I personally prefer to look at the emotion of a story and ask if I can relate to it, even in a second-hand kind of way. Part of the reason literal-mindedness confuses me is because being able to point to an emotion and say ‘this is very much like an emotion I have in a different context’ is the simplest thing in the world to me. Ness and his crew might be cops in Chicago circa the Fifties, but I can relate to the story of fighting something, only to turn into it (here we find ourselves sauntering back to my original point).

“It’s not a literal connection, Dude.”

Walter Sobchak, The Big Lebowski

One of the fascinating things about conflict is that it inherently leads to a different kind of empathy. If you fight someone, you’ll likely use their own tactics; sometimes as a simple form of eye-for-an-eye reciprocation, but usually just for the same reason they did: it works. This is potentially a deeply tasteless comparison, but people have drawn comparisons between Neil Gaiman’s horrific actions against women and the abuse and torture he suffered as a child in Scientology, as if he were proving himself victorious over childhood enemies.

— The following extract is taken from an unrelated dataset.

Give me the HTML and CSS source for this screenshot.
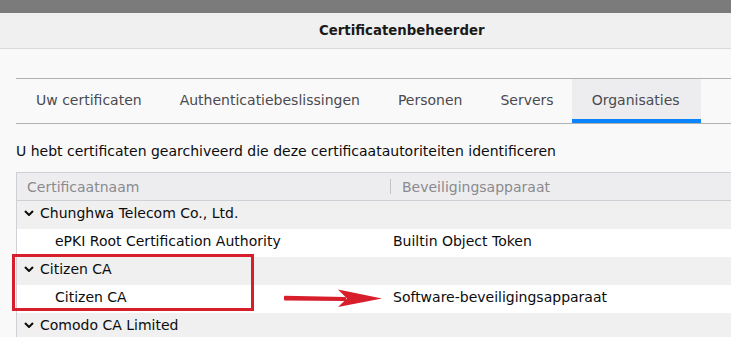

There are other points of comparison too; I think of Josef Stalin’s Soviet Union resembling both the Tsar he ostensibly fought against and the Bolshevik conspiracies that he used to get to power, his mind and muscle memory and bureaucracy shaped by the needs of conspiracy and a secret police hounding him. There’s atheists raised in Christian environments who leave faith behind but maintain the self-righteous attitude that drove them away, simply swapping out one set of beliefs for another.

I’m not judging here – I mean, I’m judging the rape and mass murder, that’s pretty awful, but I get being shaped by antagonistic forces. There are multiple times in my life where I’ve found myself repeating patterns that were used against me; manipulation and bullying, amongst other things. On the one hand, I’ve become much more careful about which forces I fight against, avoiding conflict with those I don’t want to resemble. I don’t argue with complete bigoted dumbasses on the internet because damn, do I not want to resemble them.

“I see a mirror, Harvey.”

Batman, The Dark Knight Returns

On the other hand… there’s worse things than being a little evil. “The abyss will stare back into you” is flawed in that it’s a warning against action, at least out of context; whenever it’s crossed my mind, it’s been a warning not to engage in behaviour that is otherwise tempting. “You’re as responsible for everything you saw” isn’t actively warning against action, but it does feel threatening, yet passive.

“I have become what I beheld and I am content that I have done right,” on the other hand, is a potent argument for choosing to live in the world. Life’s not so much about having no enemies as it is about worthy enemies – ones that you are content becoming. To walk away at the end of a conflict believing you have chosen a glorious opponent. I look at the conflicts of my life, and most of my favourite ones – the ones that were the most rewarding, that shaped me into a happier person – were with my friends, where I have taken on their traits I previously rejected because we just kept arguing about them.

What time I have left has become dedicated to ‘taking down’ the idols I previously held dear. I tried writing a story essentially ripping off Stargate: SG-1 to specifically tear into why I think it doesn’t work dramatically, and I found it a cathartic experience that let me find pleasure in the original series again. I’ve written a crime story and found I had to turn to my dramatic nemesis, The Sopranos, because it had much to teach me about the genre. I eagerly anticipate the next worthy opponent.